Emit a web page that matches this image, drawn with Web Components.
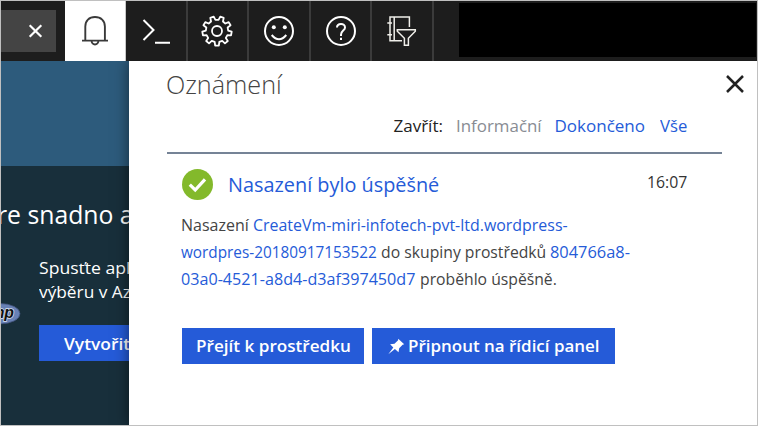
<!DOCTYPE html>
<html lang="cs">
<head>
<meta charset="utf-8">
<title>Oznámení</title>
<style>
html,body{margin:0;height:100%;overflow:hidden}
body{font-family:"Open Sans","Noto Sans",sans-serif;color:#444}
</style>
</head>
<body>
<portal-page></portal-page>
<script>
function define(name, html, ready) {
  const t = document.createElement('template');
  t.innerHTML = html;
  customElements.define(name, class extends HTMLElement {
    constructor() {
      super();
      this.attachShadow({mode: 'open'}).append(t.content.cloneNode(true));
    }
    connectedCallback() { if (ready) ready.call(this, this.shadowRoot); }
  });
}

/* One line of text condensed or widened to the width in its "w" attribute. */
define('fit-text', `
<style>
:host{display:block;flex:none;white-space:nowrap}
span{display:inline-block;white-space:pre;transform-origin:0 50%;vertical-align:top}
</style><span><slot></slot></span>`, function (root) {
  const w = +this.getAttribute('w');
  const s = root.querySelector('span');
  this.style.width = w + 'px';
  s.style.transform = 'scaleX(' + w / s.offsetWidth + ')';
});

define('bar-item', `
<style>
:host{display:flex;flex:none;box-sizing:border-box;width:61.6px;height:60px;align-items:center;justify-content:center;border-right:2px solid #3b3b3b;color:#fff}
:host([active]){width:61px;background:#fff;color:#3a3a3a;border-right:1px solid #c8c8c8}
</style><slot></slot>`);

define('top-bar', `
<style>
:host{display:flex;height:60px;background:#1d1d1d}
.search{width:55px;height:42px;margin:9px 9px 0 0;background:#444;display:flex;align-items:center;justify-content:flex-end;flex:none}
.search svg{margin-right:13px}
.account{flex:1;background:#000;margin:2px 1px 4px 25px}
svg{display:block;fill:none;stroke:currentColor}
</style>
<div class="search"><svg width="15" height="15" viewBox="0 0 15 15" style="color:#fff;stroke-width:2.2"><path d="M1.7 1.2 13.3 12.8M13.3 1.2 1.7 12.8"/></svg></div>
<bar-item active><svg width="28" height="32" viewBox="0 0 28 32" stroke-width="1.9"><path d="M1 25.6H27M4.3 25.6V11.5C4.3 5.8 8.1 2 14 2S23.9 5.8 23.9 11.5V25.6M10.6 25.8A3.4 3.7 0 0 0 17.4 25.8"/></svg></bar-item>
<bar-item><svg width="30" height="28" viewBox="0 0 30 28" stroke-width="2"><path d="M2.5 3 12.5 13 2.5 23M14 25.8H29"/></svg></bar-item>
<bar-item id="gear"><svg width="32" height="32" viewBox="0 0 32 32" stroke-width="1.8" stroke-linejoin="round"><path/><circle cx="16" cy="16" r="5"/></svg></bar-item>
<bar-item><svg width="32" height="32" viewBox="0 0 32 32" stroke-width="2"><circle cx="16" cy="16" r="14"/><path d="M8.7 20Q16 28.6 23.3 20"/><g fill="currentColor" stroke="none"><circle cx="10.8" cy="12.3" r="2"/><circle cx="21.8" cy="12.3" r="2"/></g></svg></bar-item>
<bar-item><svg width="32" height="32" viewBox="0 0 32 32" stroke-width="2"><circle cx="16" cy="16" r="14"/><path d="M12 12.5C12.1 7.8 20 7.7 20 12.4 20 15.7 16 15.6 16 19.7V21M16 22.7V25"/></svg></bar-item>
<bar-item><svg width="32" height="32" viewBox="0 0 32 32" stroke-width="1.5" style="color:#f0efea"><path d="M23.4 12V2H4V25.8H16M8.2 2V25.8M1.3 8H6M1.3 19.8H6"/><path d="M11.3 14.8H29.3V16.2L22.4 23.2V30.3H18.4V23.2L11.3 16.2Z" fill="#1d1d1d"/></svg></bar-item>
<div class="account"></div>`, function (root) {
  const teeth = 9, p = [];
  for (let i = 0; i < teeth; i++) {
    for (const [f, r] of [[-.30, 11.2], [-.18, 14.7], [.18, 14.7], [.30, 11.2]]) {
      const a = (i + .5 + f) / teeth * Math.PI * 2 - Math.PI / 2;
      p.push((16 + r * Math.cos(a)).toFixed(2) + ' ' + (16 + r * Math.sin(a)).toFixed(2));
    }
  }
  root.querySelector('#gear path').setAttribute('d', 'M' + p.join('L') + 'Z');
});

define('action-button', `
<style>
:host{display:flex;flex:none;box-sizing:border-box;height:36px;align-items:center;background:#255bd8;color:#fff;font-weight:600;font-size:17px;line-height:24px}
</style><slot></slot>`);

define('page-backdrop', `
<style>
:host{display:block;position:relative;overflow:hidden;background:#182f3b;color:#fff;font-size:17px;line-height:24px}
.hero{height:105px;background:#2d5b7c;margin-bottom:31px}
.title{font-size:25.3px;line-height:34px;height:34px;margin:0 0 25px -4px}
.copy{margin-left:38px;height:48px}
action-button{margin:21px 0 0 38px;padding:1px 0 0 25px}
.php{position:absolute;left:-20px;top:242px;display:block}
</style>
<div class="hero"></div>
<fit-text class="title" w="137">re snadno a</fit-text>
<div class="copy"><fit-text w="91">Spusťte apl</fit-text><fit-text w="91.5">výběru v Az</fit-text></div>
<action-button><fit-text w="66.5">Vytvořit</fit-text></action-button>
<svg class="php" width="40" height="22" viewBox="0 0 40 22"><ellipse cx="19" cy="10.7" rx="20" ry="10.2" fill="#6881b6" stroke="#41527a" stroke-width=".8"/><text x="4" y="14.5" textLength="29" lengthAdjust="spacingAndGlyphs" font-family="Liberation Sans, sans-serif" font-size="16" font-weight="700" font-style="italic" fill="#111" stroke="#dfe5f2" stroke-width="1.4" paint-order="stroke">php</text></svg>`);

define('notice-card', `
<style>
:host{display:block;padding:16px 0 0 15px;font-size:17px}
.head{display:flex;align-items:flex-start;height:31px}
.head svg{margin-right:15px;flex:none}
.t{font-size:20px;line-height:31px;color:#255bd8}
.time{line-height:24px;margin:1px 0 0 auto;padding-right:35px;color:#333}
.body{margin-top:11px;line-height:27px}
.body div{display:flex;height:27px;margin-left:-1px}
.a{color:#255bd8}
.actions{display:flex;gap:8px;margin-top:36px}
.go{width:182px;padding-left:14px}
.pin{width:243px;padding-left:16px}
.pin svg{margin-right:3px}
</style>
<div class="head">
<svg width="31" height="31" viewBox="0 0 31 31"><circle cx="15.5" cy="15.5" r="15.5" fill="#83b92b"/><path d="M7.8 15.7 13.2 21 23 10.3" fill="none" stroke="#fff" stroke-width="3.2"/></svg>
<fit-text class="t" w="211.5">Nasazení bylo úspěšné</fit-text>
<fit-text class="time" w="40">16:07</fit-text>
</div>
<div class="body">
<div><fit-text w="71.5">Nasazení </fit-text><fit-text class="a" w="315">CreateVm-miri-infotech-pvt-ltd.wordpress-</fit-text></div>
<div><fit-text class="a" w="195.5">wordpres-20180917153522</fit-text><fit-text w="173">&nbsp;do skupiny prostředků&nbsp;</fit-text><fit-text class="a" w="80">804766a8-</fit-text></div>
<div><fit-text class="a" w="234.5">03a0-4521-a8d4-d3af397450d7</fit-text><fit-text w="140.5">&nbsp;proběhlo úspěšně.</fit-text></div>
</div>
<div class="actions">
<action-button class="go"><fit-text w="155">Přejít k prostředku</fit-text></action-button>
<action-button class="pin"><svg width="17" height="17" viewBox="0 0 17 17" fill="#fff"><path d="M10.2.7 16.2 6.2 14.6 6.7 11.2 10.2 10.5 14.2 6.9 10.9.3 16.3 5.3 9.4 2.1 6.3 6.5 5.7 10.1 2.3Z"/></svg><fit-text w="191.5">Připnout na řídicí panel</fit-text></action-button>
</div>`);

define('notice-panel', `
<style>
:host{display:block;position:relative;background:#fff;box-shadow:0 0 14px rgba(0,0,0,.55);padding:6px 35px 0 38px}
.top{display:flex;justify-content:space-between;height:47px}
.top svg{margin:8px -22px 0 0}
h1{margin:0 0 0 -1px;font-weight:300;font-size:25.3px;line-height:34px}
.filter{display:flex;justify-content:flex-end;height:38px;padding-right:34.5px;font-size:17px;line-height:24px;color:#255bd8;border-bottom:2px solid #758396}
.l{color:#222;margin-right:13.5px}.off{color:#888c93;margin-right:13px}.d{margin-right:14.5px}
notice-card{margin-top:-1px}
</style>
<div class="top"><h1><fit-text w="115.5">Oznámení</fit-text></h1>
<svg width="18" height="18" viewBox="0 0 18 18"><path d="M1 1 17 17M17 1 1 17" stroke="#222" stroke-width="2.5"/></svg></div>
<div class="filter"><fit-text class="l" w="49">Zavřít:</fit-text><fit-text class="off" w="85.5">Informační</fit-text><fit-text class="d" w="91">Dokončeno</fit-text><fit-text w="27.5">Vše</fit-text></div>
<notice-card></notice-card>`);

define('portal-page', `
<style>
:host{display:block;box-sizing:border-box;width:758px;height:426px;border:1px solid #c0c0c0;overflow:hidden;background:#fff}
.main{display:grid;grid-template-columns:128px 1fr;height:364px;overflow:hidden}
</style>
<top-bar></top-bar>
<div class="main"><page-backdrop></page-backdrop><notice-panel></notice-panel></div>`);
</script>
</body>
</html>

- - - - - - -

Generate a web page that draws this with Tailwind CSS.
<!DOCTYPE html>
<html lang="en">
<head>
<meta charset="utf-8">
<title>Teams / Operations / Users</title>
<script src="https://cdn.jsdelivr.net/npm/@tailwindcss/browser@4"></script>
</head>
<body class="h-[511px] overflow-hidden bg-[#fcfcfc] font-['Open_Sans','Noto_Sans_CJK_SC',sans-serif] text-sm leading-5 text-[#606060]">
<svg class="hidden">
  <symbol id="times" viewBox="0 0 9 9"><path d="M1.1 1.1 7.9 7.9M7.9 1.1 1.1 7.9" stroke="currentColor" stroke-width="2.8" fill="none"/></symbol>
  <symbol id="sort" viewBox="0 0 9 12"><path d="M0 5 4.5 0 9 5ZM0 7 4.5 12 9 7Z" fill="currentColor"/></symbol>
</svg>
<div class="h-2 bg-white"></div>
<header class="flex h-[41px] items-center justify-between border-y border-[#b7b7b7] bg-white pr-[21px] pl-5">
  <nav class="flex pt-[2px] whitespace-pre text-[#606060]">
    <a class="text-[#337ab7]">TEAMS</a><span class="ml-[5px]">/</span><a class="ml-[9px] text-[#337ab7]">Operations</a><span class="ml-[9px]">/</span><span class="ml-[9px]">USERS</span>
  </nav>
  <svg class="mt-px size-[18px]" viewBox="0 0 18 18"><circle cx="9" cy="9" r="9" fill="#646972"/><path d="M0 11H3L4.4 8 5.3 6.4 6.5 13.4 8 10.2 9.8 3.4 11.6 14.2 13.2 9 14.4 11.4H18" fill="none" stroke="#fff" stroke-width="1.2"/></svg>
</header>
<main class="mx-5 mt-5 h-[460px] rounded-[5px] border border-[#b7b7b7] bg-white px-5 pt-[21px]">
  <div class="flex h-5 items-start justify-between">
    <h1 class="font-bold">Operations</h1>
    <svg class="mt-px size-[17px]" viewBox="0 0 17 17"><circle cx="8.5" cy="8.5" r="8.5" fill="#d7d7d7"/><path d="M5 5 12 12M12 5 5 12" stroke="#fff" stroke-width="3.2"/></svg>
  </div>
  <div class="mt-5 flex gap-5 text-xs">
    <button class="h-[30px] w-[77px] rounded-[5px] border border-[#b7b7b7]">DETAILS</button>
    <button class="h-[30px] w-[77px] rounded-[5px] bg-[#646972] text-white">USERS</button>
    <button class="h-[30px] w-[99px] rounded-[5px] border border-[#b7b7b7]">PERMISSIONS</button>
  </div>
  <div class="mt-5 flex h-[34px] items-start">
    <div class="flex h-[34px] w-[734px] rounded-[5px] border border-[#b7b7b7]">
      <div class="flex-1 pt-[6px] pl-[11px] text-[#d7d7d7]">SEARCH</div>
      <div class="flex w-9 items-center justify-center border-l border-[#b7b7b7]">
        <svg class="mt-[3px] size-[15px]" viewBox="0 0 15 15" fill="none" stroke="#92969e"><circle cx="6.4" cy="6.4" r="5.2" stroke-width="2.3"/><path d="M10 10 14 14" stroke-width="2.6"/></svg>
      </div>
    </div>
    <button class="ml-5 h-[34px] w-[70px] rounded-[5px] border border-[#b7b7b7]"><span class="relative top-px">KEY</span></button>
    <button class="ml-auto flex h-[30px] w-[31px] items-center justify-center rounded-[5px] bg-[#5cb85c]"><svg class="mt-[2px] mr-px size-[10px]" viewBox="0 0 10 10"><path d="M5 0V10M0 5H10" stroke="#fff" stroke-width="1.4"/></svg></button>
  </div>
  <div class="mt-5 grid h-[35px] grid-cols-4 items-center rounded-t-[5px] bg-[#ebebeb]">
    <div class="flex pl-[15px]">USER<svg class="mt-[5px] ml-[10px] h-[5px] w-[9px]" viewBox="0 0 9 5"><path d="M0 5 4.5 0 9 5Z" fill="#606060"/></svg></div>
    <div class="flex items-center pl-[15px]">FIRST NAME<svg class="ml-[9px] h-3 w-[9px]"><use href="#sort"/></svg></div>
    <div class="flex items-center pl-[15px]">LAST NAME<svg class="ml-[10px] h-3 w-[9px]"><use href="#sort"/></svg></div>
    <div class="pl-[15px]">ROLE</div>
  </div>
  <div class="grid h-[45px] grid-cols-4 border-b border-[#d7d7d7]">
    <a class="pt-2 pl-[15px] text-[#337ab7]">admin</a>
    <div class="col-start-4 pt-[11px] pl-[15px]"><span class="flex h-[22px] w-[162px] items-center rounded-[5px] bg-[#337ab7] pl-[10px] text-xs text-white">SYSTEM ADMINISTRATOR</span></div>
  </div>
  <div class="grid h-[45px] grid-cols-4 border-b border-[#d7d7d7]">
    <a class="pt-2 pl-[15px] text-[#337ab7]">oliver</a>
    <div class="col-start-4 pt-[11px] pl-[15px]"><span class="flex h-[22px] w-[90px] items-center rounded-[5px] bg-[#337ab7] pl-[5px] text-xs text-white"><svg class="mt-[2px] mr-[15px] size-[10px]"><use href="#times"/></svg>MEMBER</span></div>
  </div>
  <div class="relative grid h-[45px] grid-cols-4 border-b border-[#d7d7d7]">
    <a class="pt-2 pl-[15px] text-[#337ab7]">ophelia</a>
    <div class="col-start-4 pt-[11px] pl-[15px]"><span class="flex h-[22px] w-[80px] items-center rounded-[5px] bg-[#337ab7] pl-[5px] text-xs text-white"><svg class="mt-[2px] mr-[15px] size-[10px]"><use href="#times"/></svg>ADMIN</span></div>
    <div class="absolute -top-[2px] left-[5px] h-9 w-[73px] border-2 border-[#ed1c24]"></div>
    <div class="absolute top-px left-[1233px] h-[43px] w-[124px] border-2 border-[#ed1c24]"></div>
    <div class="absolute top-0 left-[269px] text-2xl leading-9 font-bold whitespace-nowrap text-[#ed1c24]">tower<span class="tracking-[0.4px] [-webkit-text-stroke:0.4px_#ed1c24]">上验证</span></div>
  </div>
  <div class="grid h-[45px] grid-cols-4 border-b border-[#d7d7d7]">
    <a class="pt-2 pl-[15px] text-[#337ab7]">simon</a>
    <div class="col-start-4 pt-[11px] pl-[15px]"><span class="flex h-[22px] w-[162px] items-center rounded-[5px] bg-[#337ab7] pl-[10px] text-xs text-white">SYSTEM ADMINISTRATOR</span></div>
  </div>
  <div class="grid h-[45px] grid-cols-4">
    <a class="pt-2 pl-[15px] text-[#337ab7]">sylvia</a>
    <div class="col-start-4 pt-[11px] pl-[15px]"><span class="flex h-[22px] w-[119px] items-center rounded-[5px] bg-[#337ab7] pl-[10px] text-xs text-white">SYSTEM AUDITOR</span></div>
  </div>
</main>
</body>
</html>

- - - - - - -

Check each line of the data above for the word "this", then state how many lines have it. Give the number alone.

6